Giovanni Paolo II, Cristianità n. 133 (1986)
Indirizzo a una comunità di profughi albanesi in Roma, del 27-4-1986, in L’Osservatore Romano, 28/29-4-1986. Titolo redazionale.
Il martirio del popolo albanese
Questo nostro incontro, il primo che si verifica qui a Roma con una comunità di Albanesi, mi commuove profondamente. Non si tratta di una commozione di circostanza; si tratta di una commozione direi continua. Ogni giorno, soprattutto durante il sacrificio eucaristico, cerco di vivere il martirio del vostro popolo, dei vostri credenti, dei nostri fratelli e sorelle albanesi e prego ogni giorno per la vostra patria, per tutti i credenti delle diverse religioni e per la Chiesa in Albania che è scomparsa esternamente. Ma sappiamo bene che la Chiesa non può scomparire dai cuori perché è costruita dallo Spirito Santo, dalla Parola di Cristo, dalla stessa persona di Cristo che vive nei suoi fedeli.
Io credo profondamente, insieme con voi, che Cristo vive, come vive in noi qui a Roma, nella vostra comunità albanese romana, vive anche nei nostri martoriati fratelli della vostra patria. Vive Lui, vive la Chiesa. Non si può uccidere Cristo! Si, lo hanno ucciso; lo hanno crocifisso; è morto sulla Croce. Ma è risorto. Non si può uccidere Cristo!
E così non si può uccidere la Chiesa. Non si può uccidere l’uomo nella forza della fede viva, della fede in Cristo. Questa è la nostra speranza. Ci incontriamo in questa fede ed in questa speranza.
Il vostro conterraneo, il Padre Daniele Gjecaj, si è riferito al brano del vangelo che narra l’episodio quando Cristo, che si trovava nella barca di Pietro, mentre questa era nel mare in tempesta, sembrava dormire. Ma sappiamo bene che nel momento decisivo si è alzato ed ha fatto tacere la tormenta, ha fatto tacere le onde e tutto è tornato calmo, è tornata la pace nell’ambiente che prima si mostrava così pericoloso. Dobbiamo gridare a Cristo, così come gridavano gli Apostoli. Dobbiamo gridare insieme. Io lo faccio davanti al mondo perché il mondo deve capire questa sofferenza, deve capire questa ingiustizia.
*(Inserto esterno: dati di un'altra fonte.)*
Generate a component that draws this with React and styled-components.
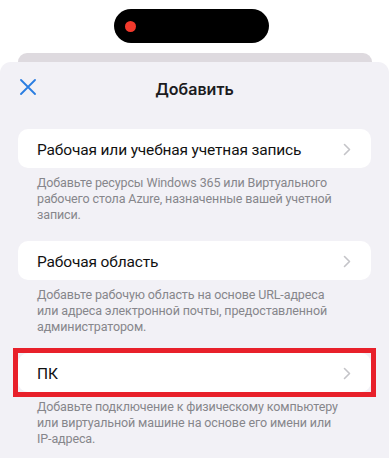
import React from "react";
import styled, { createGlobalStyle } from "styled-components";

const items = [
  {
    title: "Рабочая или учебная учетная запись",
    text: "Добавьте ресурсы Windows 365 или Виртуального рабочего стола Azure, назначенные вашей учетной записи.",
  },
  {
    title: "Рабочая область",
    text: "Добавьте рабочую область на основе URL-адреса или адреса электронной почты, предоставленной администратором.",
  },
  {
    title: "ПК",
    text: "Добавьте подключение к физическому компьютеру или виртуальной машине на основе его имени или IP-адреса.",
    highlighted: true,
  },
];

const App = () => {
  return (
    <>
      <GlobalStyle />
      <Page>
        <StatusArea>
          <Island>
            <RecordDot />
          </Island>
        </StatusArea>
        <BackCard />
        <Sheet>
          <Header>
            <CloseButton aria-label="close">
              <svg width="16" height="16" viewBox="0 0 16 16">
                <path
                  d="M1 1 L15 15 M15 1 L1 15"
                  stroke="#2a7de1"
                  strokeWidth="1.8"
                  strokeLinecap="round"
                />
              </svg>
            </CloseButton>
            <Title>Добавить</Title>
          </Header>
          <List>
            {items.map((item) => (
              <Group key={item.title}>
                <RowFrame $highlighted={item.highlighted}>
                  <Row>
                    <RowLabel>{item.title}</RowLabel>
                    <svg width="8" height="13" viewBox="0 0 8 13">
                      <path
                        d="M1.5 1.5 L6.5 6.5 L1.5 11.5"
                        fill="none"
                        stroke="#c4c4c8"
                        strokeWidth="1.6"
                        strokeLinecap="round"
                        strokeLinejoin="round"
                      />
                    </svg>
                  </Row>
                </RowFrame>
                <Hint>{item.text}</Hint>
              </Group>
            ))}
          </List>
        </Sheet>
      </Page>
    </>
  );
};
export default App;

const GlobalStyle = createGlobalStyle`
  html, body {
    margin: 0;
    padding: 0;
    background: #ffffff;
    font-family: Roboto, "Noto Sans", "Liberation Sans", sans-serif;
  }
`;

const Page = styled.div`
  width: 390px;
  height: 458px;
  display: flex;
  flex-direction: column;
  background: #ffffff;
  overflow: hidden;
`;

const StatusArea = styled.div`
  height: 53px;
  display: flex;
  justify-content: center;
  padding-top: 9px;
  box-sizing: border-box;
`;

const Island = styled.div`
  width: 155px;
  height: 34px;
  margin-right: 7px;
  border-radius: 17px;
  background: #000000;
  display: flex;
  align-items: center;
  padding-left: 11px;
  box-sizing: border-box;
`;

const RecordDot = styled.span`
  width: 11px;
  height: 11px;
  border-radius: 50%;
  background: #f2392c;
`;

const BackCard = styled.div`
  height: 9px;
  margin: 0 18px;
  border-radius: 10px 10px 0 0;
  background: #dedadf;
`;

const Sheet = styled.div`
  flex: 1;
  margin: 0 1px 0 0;
  border-radius: 11px 11px 0 0;
  background: #f2f1f6;
`;

const Header = styled.div`
  height: 52px;
  display: flex;
  align-items: center;
  justify-content: center;
  position: relative;
  padding-top: 1px;
  box-sizing: border-box;
`;

const CloseButton = styled.button`
  position: absolute;
  left: 20px;
  top: 17px;
  border: none;
  background: none;
  padding: 0;
  display: flex;
`;

const Title = styled.div`
  font-family: Inter, "Noto Sans", sans-serif;
  font-size: 16px;
  font-weight: 600;
  color: #1c1c1e;
  margin-top: 1px;
`;

const List = styled.div`
  padding: 15px 18px 0 18px;
  display: flex;
  flex-direction: column;
  gap: 18px;
`;

const Group = styled.div`
  display: flex;
  flex-direction: column;
`;

const RowFrame = styled.div`
  outline: ${(p) => (p.$highlighted ? "5px solid #e8202a" : "none")};
`;

const Row = styled.div`
  height: 39px;
  border-radius: 10px;
  background: #ffffff;
  display: flex;
  align-items: center;
  justify-content: space-between;
  padding: 2px 20px 0 19px;
  box-sizing: border-box;
`;

const RowLabel = styled.span`
  font-size: 15.5px;
  letter-spacing: -0.15px;
  color: #111111;
`;

const Hint = styled.p`
  margin: 7px 0 0 0;
  padding: 0 33px 0 19px;
  font-size: 12.5px;
  letter-spacing: -0.12px;
  line-height: 16px;
  color: #86868b;
`;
Non può esserci ingiustizia maggiore di quella che uccide l’uomo per la sua fede in Cristo! L’uomo ha dei diritti, dei diritti fondamentali, inviolabili. Questi diritti sono rispettati nel mondo. Se non sono rispettati allora vuol dire che il mondo non è più umano. È un mondo anti-umano. Se si distrugge Dio, nella vita dell’uomo, si distrugge l’uomo. Non si può parlare di un mondo umano.
Le mie sono parole improvvisate, ma la mia emozione è molto più profonda perché sento e condivido profondamente questa grandissima sofferenza dei nostri fratelli e sorelle albanesi, che non possono godere neanche di un minimo di libertà religiosa che, al contrario, tutti i documenti internazionali attestano come principio fondamentale.
Uniamoci nella preghiera per i fedeli della vostra patria, per i credenti di tutte le diverse religioni, per i credenti cristiani e cattolici. Vogliamo portare a loro, con questa nostra preghiera, un sollievo, un conforto nello spirito. Questo conforto nello spirito può penetrare dovunque e nessuna forza umana lo potrà mai distruggere!